Print global density test results

Description

Print global density test results

Usage

## S3 method for class 'density_disc_test'
print(x, ...)

Arguments

x

An object of class "density_disc_test"

...

Further arguments (unused)

Value

Invisibly returns the input object x. This function is called for its side effect, which is to print a formatted summary of the global density test results to the console, including the main estimate, bias-corrected estimate, standard error, and p-value.


Internal function: preliminary density (derivative) estimates.

Description

A function that uses local polynomial density estimators (lpdensity) to estimate preliminary bias and variance for optimal bandwidth selection.

Usage

safe_lpdensity(x, p, v)

Arguments

x

A numeric vector for the running variable.

p

A scalar for the polynomial order of the local polynomial regression estimating the density.

v

A scalar for the derivative order of the target density.

Value

An estimate of the (v-1)th derivative of the target density using polynomial order p.
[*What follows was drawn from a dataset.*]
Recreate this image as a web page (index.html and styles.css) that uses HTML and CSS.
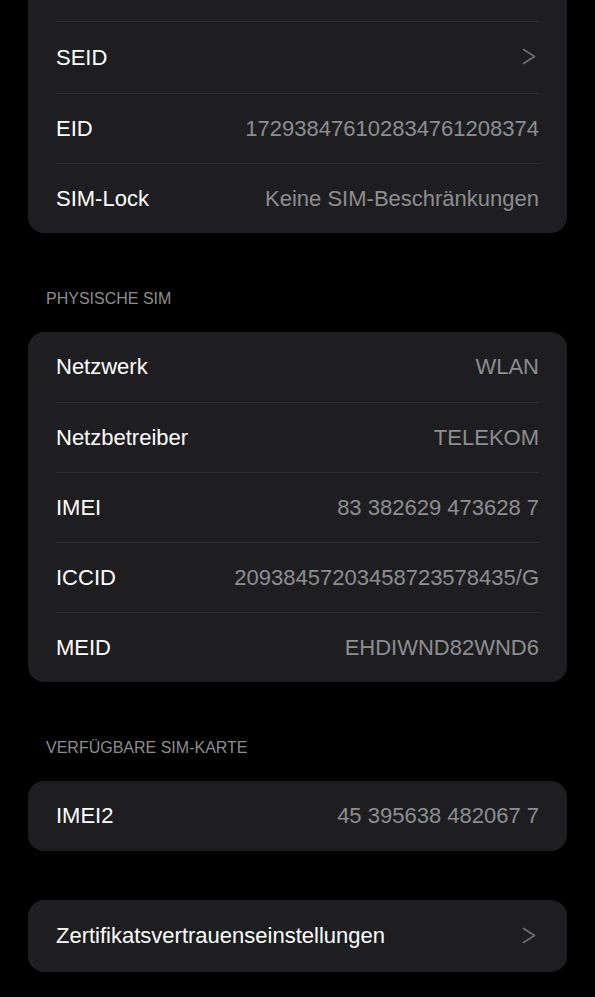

Summarize global treatment effect heterogeneity test results

Description

Summarize global treatment effect heterogeneity test results

Usage

## S3 method for class 'cef_disc_test'
summary(object, ...)

Arguments

object

An object of class "cef_disc_test"

...

Further arguments (unused)

Value

Invisibly returns the input object object. This function is called for its side effect of printing a detailed summary of the heterogeneity test results to the console, including both global estimates and a truncated view of split- and fold-level results.


Summarize global density test results

Description

Summarize global density test results

Usage

## S3 method for class 'density_disc_test'
summary(object, ...)

Arguments

object

An object of class "density_disc_test"

...

Further arguments (unused)

Value

Invisibly returns the input object object. This function is called for its side effect of printing a detailed summary of the density test results to the console, including both global estimates and a truncated view of split- and fold-level results.